うーん、「納得できる苦労」か。それこそ一国一城の主の醍醐味なのかも。


そういえば、オットがフリーになったときには、「収入は減るだろうけど自由な時間はできるだろうから、それだけが強みかな」なんて思っていたのだけれど、ところがどっこい、サラリーマン時代より遙かに仕事量は増えたし、始業・終業時間が決まっていない分、一日中だらだらと切れ目なく仕事をしている。開業したてなので仕事を選ぶゆとりもなく、全然儲けにならない仕事も山ほど抱えているし、当然のことながら収入は減るわ、経費はかかるわ、ボーナスも扶養手当も福利厚生も将来の保証もない。それこそ「先行きチョー不安」な状態。


3年前、オットが「会社を辞めて独立する」と言いだした時には、こういう状態になることを恐れて随分反対した「寄らば大樹」の私だった。それでも、今仕事をしているオットを見ていると、カイシャやめてよかったな、独立してよかったな、と素直に思えるのだ。


サラリーマン時代のオットは、ほとんど愚痴をこぼすことはなかったけど、きついんだろうなあ、疲れてるんだろうなあ、とすぐにわかった。

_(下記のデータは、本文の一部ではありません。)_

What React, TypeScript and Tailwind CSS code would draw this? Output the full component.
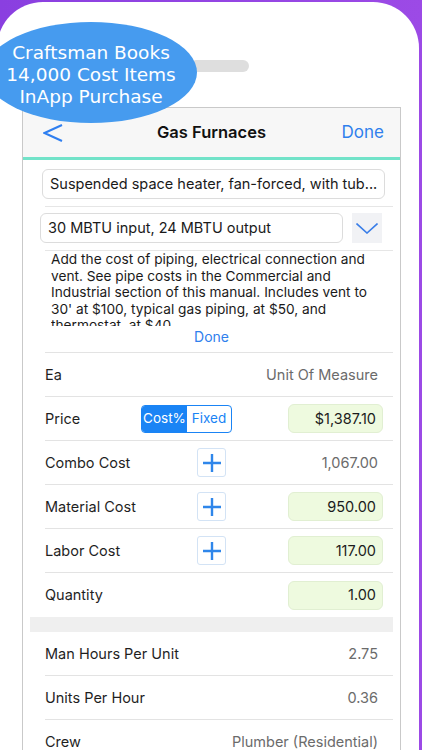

仕事以外の人間つきあいもほとんどなかったし、仕事の話をあまりしなかった。有給も長期休暇も、「仕事で疲れた体を休めるための休み」であって、「レジャーのための休み」にはならなかった。


現在の彼は、ほんとーーーに楽しそうに仕事をしている。家でも仕事の話をよくする。交友範囲もぐんと広がった。ヒマさえあれば誰かと会っている。今日はこんなことがあった、こんな人と会った、と毎日毎日報告するその生き生きした彼の様子は、見ているこちらが妬ましくなるくらいだ。確かに生活は不安定になったけど、それなりにある程度の待遇が保証されていたサラリーマン時代よりも、不思議と精神的には安定しているのだ。


「自分で選んだ、納得できる苦労なら、ストレスにならない」。先行きは不安だけど、今の方が未来はあるような気がする。社会人として「落ちこぼれ感」を常に抱いている私は、くたくたになりながらも、楽しそうに仕事をしている、店長さんもオットもまぶしくてしょうがない。


苦労も、喜びも、自分で選んだ人は幸福なのね。